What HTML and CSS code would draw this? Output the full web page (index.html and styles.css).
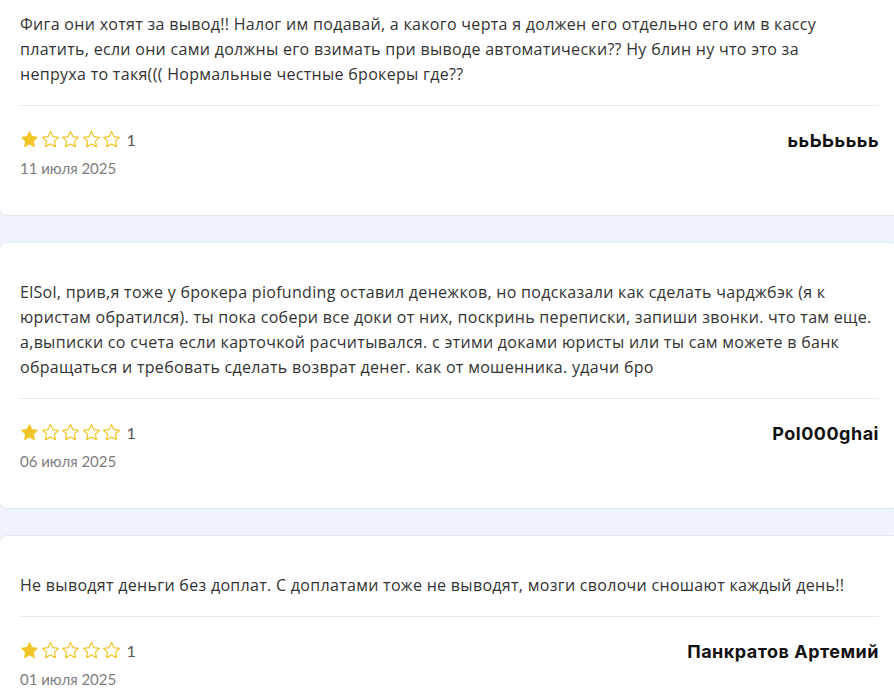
FILE: index.html
```html
<!DOCTYPE html>
<html lang="ru">
<head>
<meta charset="utf-8">
<title>Отзывы</title>
<link rel="stylesheet" href="styles.css">
</head>
<body>
<div class="reviews">
  <div class="card">
    <p class="text">Фига они хотят за вывод!! Налог им подавай, а какого черта я должен его отдельно его им в кассу платить, если они сами должны его взимать при выводе автоматически?? Ну блин ну что это за<br>непруха то такя((( Нормальные честные брокеры где??</p>
    <div class="footer">
      <div class="meta">
        <div class="rating">
          <svg class="star" viewBox="0 0 24 24"><polygon class="on" points="12 2 15.09 8.26 22 9.27 17 14.14 18.18 21.02 12 17.77 5.82 21.02 7 14.14 2 9.27 8.91 8.26"/></svg>
          <svg class="star" viewBox="0 0 24 24"><polygon class="off" points="12 2 15.09 8.26 22 9.27 17 14.14 18.18 21.02 12 17.77 5.82 21.02 7 14.14 2 9.27 8.91 8.26"/></svg>
          <svg class="star" viewBox="0 0 24 24"><polygon class="off" points="12 2 15.09 8.26 22 9.27 17 14.14 18.18 21.02 12 17.77 5.82 21.02 7 14.14 2 9.27 8.91 8.26"/></svg>
          <svg class="star" viewBox="0 0 24 24"><polygon class="off" points="12 2 15.09 8.26 22 9.27 17 14.14 18.18 21.02 12 17.77 5.82 21.02 7 14.14 2 9.27 8.91 8.26"/></svg>
          <svg class="star" viewBox="0 0 24 24"><polygon class="off" points="12 2 15.09 8.26 22 9.27 17 14.14 18.18 21.02 12 17.77 5.82 21.02 7 14.14 2 9.27 8.91 8.26"/></svg>
          <span class="score">1</span>
        </div>
        <div class="date">11 июля 2025</div>
      </div>
      <div class="author">ььЬЬьььь</div>
    </div>
  </div>

  <div class="card">
    <p class="text">ElSol, прив,я тоже у брокера piofunding оставил денежков, но подсказали как сделать чарджбэк (я к юристам обратился). ты пока собери все доки от них, поскринь переписки, запиши звонки. что там еще. а,выписки со счета если карточкой расчитывался. с этими доками юристы или ты сам можете в банк обращаться и требовать сделать возврат денег. как от мошенника. удачи бро</p>
    <div class="footer">
      <div class="meta">
        <div class="rating">
          <svg class="star" viewBox="0 0 24 24"><polygon class="on" points="12 2 15.09 8.26 22 9.27 17 14.14 18.18 21.02 12 17.77 5.82 21.02 7 14.14 2 9.27 8.91 8.26"/></svg>
          <svg class="star" viewBox="0 0 24 24"><polygon class="off" points="12 2 15.09 8.26 22 9.27 17 14.14 18.18 21.02 12 17.77 5.82 21.02 7 14.14 2 9.27 8.91 8.26"/></svg>
          <svg class="star" viewBox="0 0 24 24"><polygon class="off" points="12 2 15.09 8.26 22 9.27 17 14.14 18.18 21.02 12 17.77 5.82 21.02 7 14.14 2 9.27 8.91 8.26"/></svg>
          <svg class="star" viewBox="0 0 24 24"><polygon class="off" points="12 2 15.09 8.26 22 9.27 17 14.14 18.18 21.02 12 17.77 5.82 21.02 7 14.14 2 9.27 8.91 8.26"/></svg>
          <svg class="star" viewBox="0 0 24 24"><polygon class="off" points="12 2 15.09 8.26 22 9.27 17 14.14 18.18 21.02 12 17.77 5.82 21.02 7 14.14 2 9.27 8.91 8.26"/></svg>
          <span class="score">1</span>
        </div>
        <div class="date">06 июля 2025</div>
      </div>
      <div class="author">Pol000ghai</div>
    </div>
  </div>

  <div class="card">
    <p class="text">Не выводят деньги без доплат. С доплатами тоже не выводят, мозги сволочи сношают каждый день!!</p>
    <div class="footer">
      <div class="meta">
        <div class="rating">
          <svg class="star" viewBox="0 0 24 24"><polygon class="on" points="12 2 15.09 8.26 22 9.27 17 14.14 18.18 21.02 12 17.77 5.82 21.02 7 14.14 2 9.27 8.91 8.26"/></svg>
          <svg class="star" viewBox="0 0 24 24"><polygon class="off" points="12 2 15.09 8.26 22 9.27 17 14.14 18.18 21.02 12 17.77 5.82 21.02 7 14.14 2 9.27 8.91 8.26"/></svg>
          <svg class="star" viewBox="0 0 24 24"><polygon class="off" points="12 2 15.09 8.26 22 9.27 17 14.14 18.18 21.02 12 17.77 5.82 21.02 7 14.14 2 9.27 8.91 8.26"/></svg>
          <svg class="star" viewBox="0 0 24 24"><polygon class="off" points="12 2 15.09 8.26 22 9.27 17 14.14 18.18 21.02 12 17.77 5.82 21.02 7 14.14 2 9.27 8.91 8.26"/></svg>
          <svg class="star" viewBox="0 0 24 24"><polygon class="off" points="12 2 15.09 8.26 22 9.27 17 14.14 18.18 21.02 12 17.77 5.82 21.02 7 14.14 2 9.27 8.91 8.26"/></svg>
          <span class="score">1</span>
        </div>
        <div class="date">01 июля 2025</div>
      </div>
      <div class="author">Панкратов Артемий</div>
    </div>
  </div>
</div>
</body>
</html>
```

FILE: styles.css
```css
html, body {
  margin: 0;
  padding: 0;
  background: #eff3fa;
  overflow: hidden;
}

.reviews {
  width: 901px;
  margin-top: -26px;
  margin-left: -1px;
  display: flex;
  flex-direction: column;
  gap: 26px;
}

.card {
  background: #ffffff;
  border: 1px solid #e4e8ef;
  border-radius: 8px;
  padding: 37px 20px 37px 20px;
}

.text {
  margin: 0;
  padding-bottom: 18px;
  border-bottom: 1px solid #e9ebee;
  font-family: "Open Sans", "Noto Sans", sans-serif;
  font-size: 16px;
  letter-spacing: 0.3px;
  line-height: 25px;
  color: #333333;
}

.footer {
  display: flex;
  justify-content: space-between;
  align-items: flex-start;
  padding-top: 23px;
}

.rating {
  display: flex;
  align-items: center;
  gap: 1.5px;
  height: 20px;
}

.star {
  width: 19px;
  height: 19px;
  display: block;
}

.star .on {
  fill: #f2c425;
  stroke: #f2c425;
  stroke-width: 1.2;
  stroke-linejoin: round;
}

.star .off {
  fill: none;
  stroke: #f2c425;
  stroke-width: 1.5;
  stroke-linejoin: round;
}

.score {
  margin-left: 4px;
  font-family: "Lato", "Open Sans", sans-serif;
  font-size: 16px;
  color: #555555;
}

.date {
  margin-top: 9px;
  font-family: "Lato", "Open Sans", sans-serif;
  font-size: 15px;
  line-height: 20px;
  color: #7d7d7d;
}

.author {
  margin-top: 2px;
  font-family: "Inter", "Noto Sans", sans-serif;
  font-weight: 700;
  font-size: 18px;
  letter-spacing: 0.5px;
  line-height: 20px;
  color: #111111;
}
```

→ EXERCISE DESCRIPTION
Set down all the data again exactly as above, pictures excluded.

→ PROBLEM SOLUTION
What HTML and CSS code would draw this? Output the full web page (index.html and styles.css).
FILE: index.html
```html
<!DOCTYPE html>
<html lang="ru">
<head>
<meta charset="utf-8">
<title>Отзывы</title>
<link rel="stylesheet" href="styles.css">
</head>
<body>
<div class="reviews">
  <div class="card">
    <p class="text">Фига они хотят за вывод!! Налог им подавай, а какого черта я должен его отдельно его им в кассу платить, если они сами должны его взимать при выводе автоматически?? Ну блин ну что это за<br>непруха то такя((( Нормальные честные брокеры где??</p>
    <div class="footer">
      <div class="meta">
        <div class="rating">
          <svg class="star" viewBox="0 0 24 24"><polygon class="on" points="12 2 15.09 8.26 22 9.27 17 14.14 18.18 21.02 12 17.77 5.82 21.02 7 14.14 2 9.27 8.91 8.26"/></svg>
          <svg class="star" viewBox="0 0 24 24"><polygon class="off" points="12 2 15.09 8.26 22 9.27 17 14.14 18.18 21.02 12 17.77 5.82 21.02 7 14.14 2 9.27 8.91 8.26"/></svg>
          <svg class="star" viewBox="0 0 24 24"><polygon class="off" points="12 2 15.09 8.26 22 9.27 17 14.14 18.18 21.02 12 17.77 5.82 21.02 7 14.14 2 9.27 8.91 8.26"/></svg>
          <svg class="star" viewBox="0 0 24 24"><polygon class="off" points="12 2 15.09 8.26 22 9.27 17 14.14 18.18 21.02 12 17.77 5.82 21.02 7 14.14 2 9.27 8.91 8.26"/></svg>
          <svg class="star" viewBox="0 0 24 24"><polygon class="off" points="12 2 15.09 8.26 22 9.27 17 14.14 18.18 21.02 12 17.77 5.82 21.02 7 14.14 2 9.27 8.91 8.26"/></svg>
          <span class="score">1</span>
        </div>
        <div class="date">11 июля 2025</div>
      </div>
      <div class="author">ььЬЬьььь</div>
    </div>
  </div>

  <div class="card">
    <p class="text">ElSol, прив,я тоже у брокера piofunding оставил денежков, но подсказали как сделать чарджбэк (я к юристам обратился). ты пока собери все доки от них, поскринь переписки, запиши звонки. что там еще. а,выписки со счета если карточкой расчитывался. с этими доками юристы или ты сам можете в банк обращаться и требовать сделать возврат денег. как от мошенника. удачи бро</p>
    <div class="footer">
      <div class="meta">
        <div class="rating">
          <svg class="star" viewBox="0 0 24 24"><polygon class="on" points="12 2 15.09 8.26 22 9.27 17 14.14 18.18 21.02 12 17.77 5.82 21.02 7 14.14 2 9.27 8.91 8.26"/></svg>
          <svg class="star" viewBox="0 0 24 24"><polygon class="off" points="12 2 15.09 8.26 22 9.27 17 14.14 18.18 21.02 12 17.77 5.82 21.02 7 14.14 2 9.27 8.91 8.26"/></svg>
          <svg class="star" viewBox="0 0 24 24"><polygon class="off" points="12 2 15.09 8.26 22 9.27 17 14.14 18.18 21.02 12 17.77 5.82 21.02 7 14.14 2 9.27 8.91 8.26"/></svg>
          <svg class="star" viewBox="0 0 24 24"><polygon class="off" points="12 2 15.09 8.26 22 9.27 17 14.14 18.18 21.02 12 17.77 5.82 21.02 7 14.14 2 9.27 8.91 8.26"/></svg>
          <svg class="star" viewBox="0 0 24 24"><polygon class="off" points="12 2 15.09 8.26 22 9.27 17 14.14 18.18 21.02 12 17.77 5.82 21.02 7 14.14 2 9.27 8.91 8.26"/></svg>
          <span class="score">1</span>
        </div>
        <div class="date">06 июля 2025</div>
      </div>
      <div class="author">Pol000ghai</div>
    </div>
  </div>

  <div class="card">
    <p class="text">Не выводят деньги без доплат. С доплатами тоже не выводят, мозги сволочи сношают каждый день!!</p>
    <div class="footer">
      <div class="meta">
        <div class="rating">
          <svg class="star" viewBox="0 0 24 24"><polygon class="on" points="12 2 15.09 8.26 22 9.27 17 14.14 18.18 21.02 12 17.77 5.82 21.02 7 14.14 2 9.27 8.91 8.26"/></svg>
          <svg class="star" viewBox="0 0 24 24"><polygon class="off" points="12 2 15.09 8.26 22 9.27 17 14.14 18.18 21.02 12 17.77 5.82 21.02 7 14.14 2 9.27 8.91 8.26"/></svg>
          <svg class="star" viewBox="0 0 24 24"><polygon class="off" points="12 2 15.09 8.26 22 9.27 17 14.14 18.18 21.02 12 17.77 5.82 21.02 7 14.14 2 9.27 8.91 8.26"/></svg>
          <svg class="star" viewBox="0 0 24 24"><polygon class="off" points="12 2 15.09 8.26 22 9.27 17 14.14 18.18 21.02 12 17.77 5.82 21.02 7 14.14 2 9.27 8.91 8.26"/></svg>
          <svg class="star" viewBox="0 0 24 24"><polygon class="off" points="12 2 15.09 8.26 22 9.27 17 14.14 18.18 21.02 12 17.77 5.82 21.02 7 14.14 2 9.27 8.91 8.26"/></svg>
          <span class="score">1</span>
        </div>
        <div class="date">01 июля 2025</div>
      </div>
      <div class="author">Панкратов Артемий</div>
    </div>
  </div>
</div>
</body>
</html>
```

FILE: styles.css
```css
html, body {
  margin: 0;
  padding: 0;
  background: #eff3fa;
  overflow: hidden;
}

.reviews {
  width: 901px;
  margin-top: -26px;
  margin-left: -1px;
  display: flex;
  flex-direction: column;
  gap: 26px;
}

.card {
  background: #ffffff;
  border: 1px solid #e4e8ef;
  border-radius: 8px;
  padding: 37px 20px 37px 20px;
}

.text {
  margin: 0;
  padding-bottom: 18px;
  border-bottom: 1px solid #e9ebee;
  font-family: "Open Sans", "Noto Sans", sans-serif;
  font-size: 16px;
  letter-spacing: 0.3px;
  line-height: 25px;
  color: #333333;
}

.footer {
  display: flex;
  justify-content: space-between;
  align-items: flex-start;
  padding-top: 23px;
}

.rating {
  display: flex;
  align-items: center;
  gap: 1.5px;
  height: 20px;
}

.star {
  width: 19px;
  height: 19px;
  display: block;
}

.star .on {
  fill: #f2c425;
  stroke: #f2c425;
  stroke-width: 1.2;
  stroke-linejoin: round;
}

.star .off {
  fill: none;
  stroke: #f2c425;
  stroke-width: 1.5;
  stroke-linejoin: round;
}

.score {
  margin-left: 4px;
  font-family: "Lato", "Open Sans", sans-serif;
  font-size: 16px;
  color: #555555;
}

.date {
  margin-top: 9px;
  font-family: "Lato", "Open Sans", sans-serif;
  font-size: 15px;
  line-height: 20px;
  color: #7d7d7d;
}

.author {
  margin-top: 2px;
  font-family: "Inter", "Noto Sans", sans-serif;
  font-weight: 700;
  font-size: 18px;
  letter-spacing: 0.5px;
  line-height: 20px;
  color: #111111;
}
```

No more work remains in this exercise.